-------- Material supplied
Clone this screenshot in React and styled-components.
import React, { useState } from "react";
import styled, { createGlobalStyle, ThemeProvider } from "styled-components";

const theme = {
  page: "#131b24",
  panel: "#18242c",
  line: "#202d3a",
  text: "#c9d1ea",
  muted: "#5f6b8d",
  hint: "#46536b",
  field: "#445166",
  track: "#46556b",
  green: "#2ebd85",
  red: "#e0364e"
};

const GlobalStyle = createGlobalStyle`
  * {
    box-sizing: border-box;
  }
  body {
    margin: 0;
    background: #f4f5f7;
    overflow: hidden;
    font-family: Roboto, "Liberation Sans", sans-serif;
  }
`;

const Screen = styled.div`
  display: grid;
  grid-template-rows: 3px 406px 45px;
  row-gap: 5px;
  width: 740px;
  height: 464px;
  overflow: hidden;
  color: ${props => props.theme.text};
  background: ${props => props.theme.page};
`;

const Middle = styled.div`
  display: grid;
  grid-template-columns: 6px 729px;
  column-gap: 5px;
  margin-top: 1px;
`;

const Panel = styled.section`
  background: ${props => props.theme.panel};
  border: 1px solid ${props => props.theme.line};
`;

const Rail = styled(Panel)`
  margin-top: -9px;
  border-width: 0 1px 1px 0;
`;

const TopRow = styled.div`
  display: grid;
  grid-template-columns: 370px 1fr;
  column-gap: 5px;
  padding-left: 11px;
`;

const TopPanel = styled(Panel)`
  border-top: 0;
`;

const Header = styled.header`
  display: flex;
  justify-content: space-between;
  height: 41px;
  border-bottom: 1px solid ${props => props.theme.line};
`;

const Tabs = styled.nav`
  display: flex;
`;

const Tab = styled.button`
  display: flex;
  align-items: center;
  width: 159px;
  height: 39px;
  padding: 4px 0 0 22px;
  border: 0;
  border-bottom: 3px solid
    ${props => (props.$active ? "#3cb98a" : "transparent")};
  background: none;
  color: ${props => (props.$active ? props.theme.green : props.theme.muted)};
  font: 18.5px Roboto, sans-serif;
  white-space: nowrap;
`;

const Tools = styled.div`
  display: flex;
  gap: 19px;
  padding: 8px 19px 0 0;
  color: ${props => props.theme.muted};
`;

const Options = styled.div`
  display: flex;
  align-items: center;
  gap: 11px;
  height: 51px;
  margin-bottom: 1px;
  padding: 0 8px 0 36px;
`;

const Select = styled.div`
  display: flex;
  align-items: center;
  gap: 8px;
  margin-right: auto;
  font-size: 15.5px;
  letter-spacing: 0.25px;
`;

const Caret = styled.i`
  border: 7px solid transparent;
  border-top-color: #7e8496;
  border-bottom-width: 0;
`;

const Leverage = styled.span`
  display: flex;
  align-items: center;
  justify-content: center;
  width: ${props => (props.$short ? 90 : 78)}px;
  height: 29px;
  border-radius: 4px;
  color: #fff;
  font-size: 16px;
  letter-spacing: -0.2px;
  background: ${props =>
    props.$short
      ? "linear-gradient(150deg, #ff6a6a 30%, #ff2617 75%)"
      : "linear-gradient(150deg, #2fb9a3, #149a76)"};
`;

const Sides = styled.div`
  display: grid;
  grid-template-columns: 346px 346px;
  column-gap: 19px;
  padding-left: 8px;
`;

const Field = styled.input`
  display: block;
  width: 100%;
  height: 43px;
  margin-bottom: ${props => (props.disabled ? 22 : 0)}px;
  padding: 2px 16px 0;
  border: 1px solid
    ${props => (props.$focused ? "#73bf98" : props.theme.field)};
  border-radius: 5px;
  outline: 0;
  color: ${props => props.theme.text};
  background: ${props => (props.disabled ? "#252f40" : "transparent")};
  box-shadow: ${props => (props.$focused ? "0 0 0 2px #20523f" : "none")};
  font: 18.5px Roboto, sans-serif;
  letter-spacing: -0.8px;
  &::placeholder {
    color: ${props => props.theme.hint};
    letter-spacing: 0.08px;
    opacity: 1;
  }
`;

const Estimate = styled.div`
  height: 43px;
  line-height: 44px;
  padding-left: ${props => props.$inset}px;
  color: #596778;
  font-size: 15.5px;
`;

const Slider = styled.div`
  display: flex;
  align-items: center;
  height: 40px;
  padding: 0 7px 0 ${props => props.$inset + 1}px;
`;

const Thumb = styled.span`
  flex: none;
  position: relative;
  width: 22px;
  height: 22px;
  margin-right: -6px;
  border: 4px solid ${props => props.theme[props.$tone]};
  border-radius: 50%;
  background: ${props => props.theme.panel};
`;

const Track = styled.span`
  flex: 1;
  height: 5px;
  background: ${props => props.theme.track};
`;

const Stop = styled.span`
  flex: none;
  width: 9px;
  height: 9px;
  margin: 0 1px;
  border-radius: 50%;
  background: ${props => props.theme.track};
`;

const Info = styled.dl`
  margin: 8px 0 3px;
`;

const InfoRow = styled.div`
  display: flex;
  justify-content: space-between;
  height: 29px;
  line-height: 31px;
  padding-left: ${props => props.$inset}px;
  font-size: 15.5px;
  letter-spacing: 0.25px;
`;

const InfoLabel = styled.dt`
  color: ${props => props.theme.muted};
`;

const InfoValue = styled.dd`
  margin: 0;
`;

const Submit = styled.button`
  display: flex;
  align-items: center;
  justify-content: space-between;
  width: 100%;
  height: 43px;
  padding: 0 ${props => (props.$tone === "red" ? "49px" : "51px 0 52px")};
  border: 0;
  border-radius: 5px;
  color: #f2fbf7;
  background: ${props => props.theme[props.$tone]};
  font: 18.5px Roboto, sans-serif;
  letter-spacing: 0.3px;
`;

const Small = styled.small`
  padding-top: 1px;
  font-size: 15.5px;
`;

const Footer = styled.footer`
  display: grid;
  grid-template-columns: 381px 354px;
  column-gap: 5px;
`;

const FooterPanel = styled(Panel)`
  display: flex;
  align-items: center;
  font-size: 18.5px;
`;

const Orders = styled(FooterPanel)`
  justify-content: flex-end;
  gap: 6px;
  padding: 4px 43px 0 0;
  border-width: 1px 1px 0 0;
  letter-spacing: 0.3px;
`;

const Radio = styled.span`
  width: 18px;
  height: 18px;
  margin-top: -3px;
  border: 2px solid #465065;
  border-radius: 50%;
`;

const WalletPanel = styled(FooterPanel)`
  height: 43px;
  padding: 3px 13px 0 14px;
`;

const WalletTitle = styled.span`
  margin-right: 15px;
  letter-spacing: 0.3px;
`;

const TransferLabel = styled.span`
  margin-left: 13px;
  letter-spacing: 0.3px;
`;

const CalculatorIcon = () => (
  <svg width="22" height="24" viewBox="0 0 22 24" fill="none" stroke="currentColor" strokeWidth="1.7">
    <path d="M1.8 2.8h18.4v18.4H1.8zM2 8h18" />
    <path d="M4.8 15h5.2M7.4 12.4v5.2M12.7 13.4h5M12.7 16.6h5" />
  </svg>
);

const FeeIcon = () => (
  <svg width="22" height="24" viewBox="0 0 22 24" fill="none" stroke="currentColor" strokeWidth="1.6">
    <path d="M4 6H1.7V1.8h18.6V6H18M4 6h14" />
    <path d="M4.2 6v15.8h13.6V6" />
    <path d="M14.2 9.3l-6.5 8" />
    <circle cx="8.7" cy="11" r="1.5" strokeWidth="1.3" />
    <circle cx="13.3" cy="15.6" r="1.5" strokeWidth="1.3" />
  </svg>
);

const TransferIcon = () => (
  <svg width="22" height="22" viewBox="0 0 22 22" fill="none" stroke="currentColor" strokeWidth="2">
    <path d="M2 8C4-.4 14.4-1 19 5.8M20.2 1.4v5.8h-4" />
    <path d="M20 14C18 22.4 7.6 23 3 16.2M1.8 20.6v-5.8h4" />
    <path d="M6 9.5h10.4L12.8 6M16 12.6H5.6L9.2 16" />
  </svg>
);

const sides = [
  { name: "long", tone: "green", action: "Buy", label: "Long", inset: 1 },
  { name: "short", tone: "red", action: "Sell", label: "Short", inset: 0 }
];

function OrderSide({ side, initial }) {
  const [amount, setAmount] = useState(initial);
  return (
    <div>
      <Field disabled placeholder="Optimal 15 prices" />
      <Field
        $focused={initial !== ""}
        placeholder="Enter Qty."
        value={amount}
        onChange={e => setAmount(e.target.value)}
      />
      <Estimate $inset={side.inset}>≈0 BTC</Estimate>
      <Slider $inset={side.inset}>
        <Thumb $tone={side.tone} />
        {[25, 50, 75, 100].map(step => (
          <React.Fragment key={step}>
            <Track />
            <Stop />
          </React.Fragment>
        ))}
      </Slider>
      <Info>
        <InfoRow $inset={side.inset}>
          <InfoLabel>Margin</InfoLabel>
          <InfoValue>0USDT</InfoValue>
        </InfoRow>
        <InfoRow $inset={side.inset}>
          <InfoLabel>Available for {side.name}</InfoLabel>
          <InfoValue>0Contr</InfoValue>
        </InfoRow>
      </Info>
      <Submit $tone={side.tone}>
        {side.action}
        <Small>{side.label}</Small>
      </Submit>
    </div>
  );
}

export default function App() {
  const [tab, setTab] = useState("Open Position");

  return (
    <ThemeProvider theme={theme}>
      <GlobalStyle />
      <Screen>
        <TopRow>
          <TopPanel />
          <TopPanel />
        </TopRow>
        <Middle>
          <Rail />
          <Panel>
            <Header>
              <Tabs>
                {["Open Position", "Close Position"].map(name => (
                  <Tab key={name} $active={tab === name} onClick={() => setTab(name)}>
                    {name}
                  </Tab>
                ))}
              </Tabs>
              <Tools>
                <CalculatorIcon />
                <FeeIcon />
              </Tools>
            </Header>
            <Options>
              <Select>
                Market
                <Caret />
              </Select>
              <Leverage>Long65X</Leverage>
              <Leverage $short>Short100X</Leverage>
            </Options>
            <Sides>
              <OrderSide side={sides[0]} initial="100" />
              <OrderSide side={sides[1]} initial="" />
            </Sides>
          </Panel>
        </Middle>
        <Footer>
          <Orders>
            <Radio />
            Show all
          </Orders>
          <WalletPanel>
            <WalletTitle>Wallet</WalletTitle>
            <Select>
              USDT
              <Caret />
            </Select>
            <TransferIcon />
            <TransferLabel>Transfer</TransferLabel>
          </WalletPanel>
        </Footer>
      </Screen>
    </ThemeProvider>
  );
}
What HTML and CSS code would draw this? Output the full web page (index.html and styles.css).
----------------
# Work instructions
Which lines contain the word "components"? Copy each of them.

# Response to the task
Clone this screenshot in React and styled-components.
import styled, { createGlobalStyle, ThemeProvider } from "styled-components";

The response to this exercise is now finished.